Он все еще находился в гипнотическом сне, и я разбудил его. Медиум потянулся к шее, увидел кровь, но, как и ожидалось, не помнил, что произошло. Мы рассказали ему о необычном сеансе, во время которого он боролся с астральной сущностью. Достигнув желаемого, мы были очень ему обязаны.
После этого я его не видел. Неделю спустя он умер от заражения крови.
С этого вечера началась вторая стадия исследования. Огромная пиявка — элементаль — не только шумела или заставляла столы танцевать. Тварь перестала быть тенью, но, по моему твердому убеждению, все еще относилась к миру сумерек. Она исчезла, стоило включить свет. Сражаясь с элементалем, медиум мог ранить себя сам. Я мог схватиться за рукав Луиса, а он — за мой. Но сколько бы я ни размышлял о нашем сеансе, от прежней уверенности не осталось и следа.
Изучая функции головного мозга и гипноз, следовало бы уделить повышенное внимание этому невероятному явлению, но у меня была практика. Вскоре я заметил, что, даже собирая волю в кулак, думаю лишь о своих пациентах, и отказался участвовать в сеансах Луиса. Была и другая причина. За несколько месяцев до смерти он буквально погряз в пороках. Я не ханжа, не пуританин и не фарисей, но для него не осталось ничего святого. Луиса выгнали из клуба за шулерство, и он рассказал мне об этом с видимым удовольствием. Он сделался жестоким и замучил своего кота до смерти. Мой друг превратился в чудовище. Я проходил мимо его дома, содрогаясь от ужаса, и сознавал лишь одно: неизвестно, что за дьявол следит за мной из окна.
Неделю назад меня разбудил дикий крик. Казалось, он длился вечность, вздымаясь и опадая жуткой волной. Кричали где-то поблизости. В одной пижаме я выбежал на улицу. Полицейский, совершавший обход, тоже его слышал. Нечеловеческие звуки доносились из открытого окна, из дома Луиса. Вместе мы выбили дверь. Вы знаете, что ожидало нас внутри. Крик оборвался всего секунду назад, а жизнь уже покинула моего друга. Его горло было разорвано, обе яремные вены вскрыты.

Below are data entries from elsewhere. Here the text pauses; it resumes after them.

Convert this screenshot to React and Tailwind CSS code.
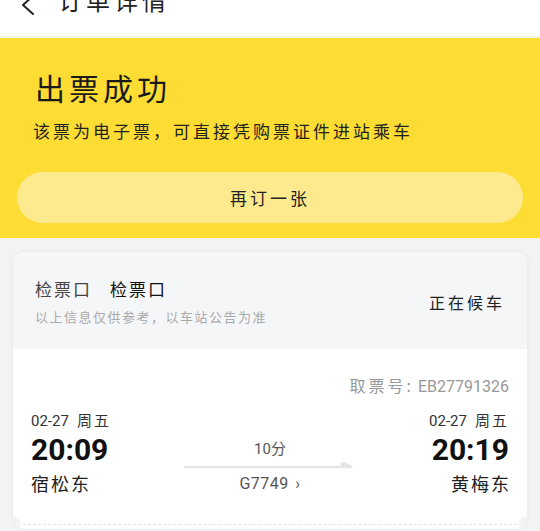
const cjk = { fontFamily: '"Noto Sans CJK SC", "Noto Sans", sans-serif' };
const num = { fontFamily: 'Roboto, "Noto Sans CJK SC", sans-serif' };

export default function App() {
  return (
    <div className="w-[540px] h-[531px] overflow-hidden bg-[#f3f3f3]" style={cjk}>
      <div className="h-[36px] bg-white overflow-hidden flex items-start">
        <svg className="ml-[20px] -mt-[6px]" width="16" height="22" viewBox="0 0 16 22" fill="none">
          <path d="M13 2 L3 11 L13 20" stroke="#222" strokeWidth="2" strokeLinecap="round" strokeLinejoin="round" />
        </svg>
        <div className="ml-[22px] -mt-[12px] text-[24px] leading-[24px] tracking-[4px] text-[#222]">订单详情</div>
      </div>
      <div className="h-[2px] bg-[#f6f4e6]" />
      <div className="bg-[#fddc33] px-[17px] pt-[29px] pb-[15px]">
        <div className="pl-[18px] text-[30px] leading-[40px] tracking-[4px] text-[#1a1a1a]">出票成功</div>
        <div className="pl-[16px] mt-[12px] text-[17px] leading-[24px] tracking-[3px] text-[#222]">该票为电子票，可直接凭购票证件进站乘车</div>
        <div className="mt-[29px] h-[51px] rounded-full bg-[#feea8e] flex items-center justify-center text-[17px] tracking-[3px] text-[#222]">再订一张</div>
      </div>
      <div className="px-[13px] pt-[14px]">
        <div className="rounded-[12px] bg-white overflow-hidden shadow-[0_0_6px_rgba(0,0,0,0.05)]">
          <div className="bg-[#f5f6f8] h-[97px] px-[22px] flex items-center justify-between">
            <div>
              <div className="text-[17px] leading-[24px] tracking-[2px] text-[#444]">
                检票口<span className="ml-[18px] text-[#111]">检票口</span>
              </div>
              <div className="mt-[8px] text-[13px] leading-[16px] tracking-[1.5px] text-[#aaa]">以上信息仅供参考，以车站公告为准</div>
            </div>
            <div className="text-[16px] tracking-[3px] text-[#222] mt-[2px]">正在候车</div>
          </div>
          <div className="relative px-[18px] pt-[25px] h-[180px]">
            <div className="text-right text-[16px] leading-[22px] text-[#999]" style={num}>
              <span className="tracking-[3px]" style={cjk}>取票号:</span> EB27791326
            </div>
            <div className="mt-[12px] flex items-start justify-between">
              <div>
                <div className="text-[15px] leading-[20px] text-[#333]" style={num}>02-27<span className="ml-[8px] tracking-[2px]" style={cjk}>周五</span></div>
                <div className="mt-[1px] text-[30px] leading-[36px] font-bold text-[#111]" style={num}>20:09</div>
                <div className="mt-[3px] text-[18px] leading-[24px] tracking-[2px] text-[#222]">宿松东</div>
              </div>
              <div className="pt-[29px] flex flex-col items-center w-[176px]">
                <div className="text-[15px] leading-[20px] text-[#555]" style={num}>10分</div>
                <svg className="mt-[3px]" width="172" height="8" viewBox="0 0 172 8">
                  <path d="M0 5 H168 L158 0.5 V5" fill="#e6e6e6" stroke="#e6e6e6" strokeWidth="2.5" />
                </svg>
                <div className="mt-[4px] text-[16px] leading-[20px] tracking-[0.5px] text-[#555]" style={num}>G7749 <span className="ml-[2px]">›</span></div>
              </div>
              <div className="text-right">
                <div className="text-[15px] leading-[20px] text-[#333]" style={num}>02-27<span className="ml-[8px] tracking-[2px]" style={cjk}>周五</span></div>
                <div className="mt-[1px] text-[30px] leading-[36px] font-bold text-[#111]" style={num}>20:19</div>
                <div className="mt-[3px] text-[18px] leading-[24px] tracking-[2px] text-[#222] -mr-[2px]">黄梅东</div>
              </div>
            </div>
            <div className="absolute left-[10px] right-[10px] top-[175px] border-t border-dashed border-[#e4e4e4]" />
            <div className="absolute -left-[8px] top-[167px] w-[16px] h-[16px] rounded-full bg-[#f3f3f3]" />
            <div className="absolute -right-[8px] top-[167px] w-[16px] h-[16px] rounded-full bg-[#f3f3f3]" />
          </div>
        </div>
      </div>
    </div>
  );
}
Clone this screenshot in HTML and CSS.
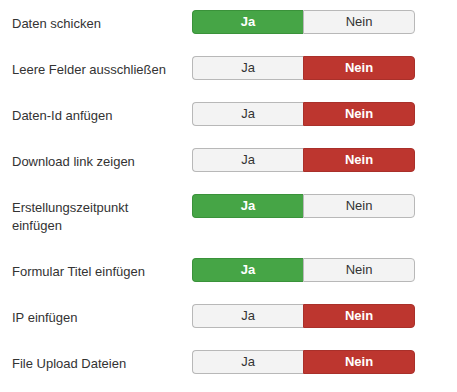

В предрассветный сумрачный час я вернулся домой. Что-то мягкое и склизкое бросилось мне под ноги, едва я шагнул за порог. На этот раз дело было не в воображении Луиса. С тех пор я вижу огоньки каждый вечер. Стук будит меня среди ночи, а в темных углах моей комнаты таится нечто более осязаемое, чем тень.
Я ушел от доктора Эзетона, а через час на тихой улице вновь раздались крики ужаса и агонии. Как и его друг, он был уже мертв, когда открыли дверь.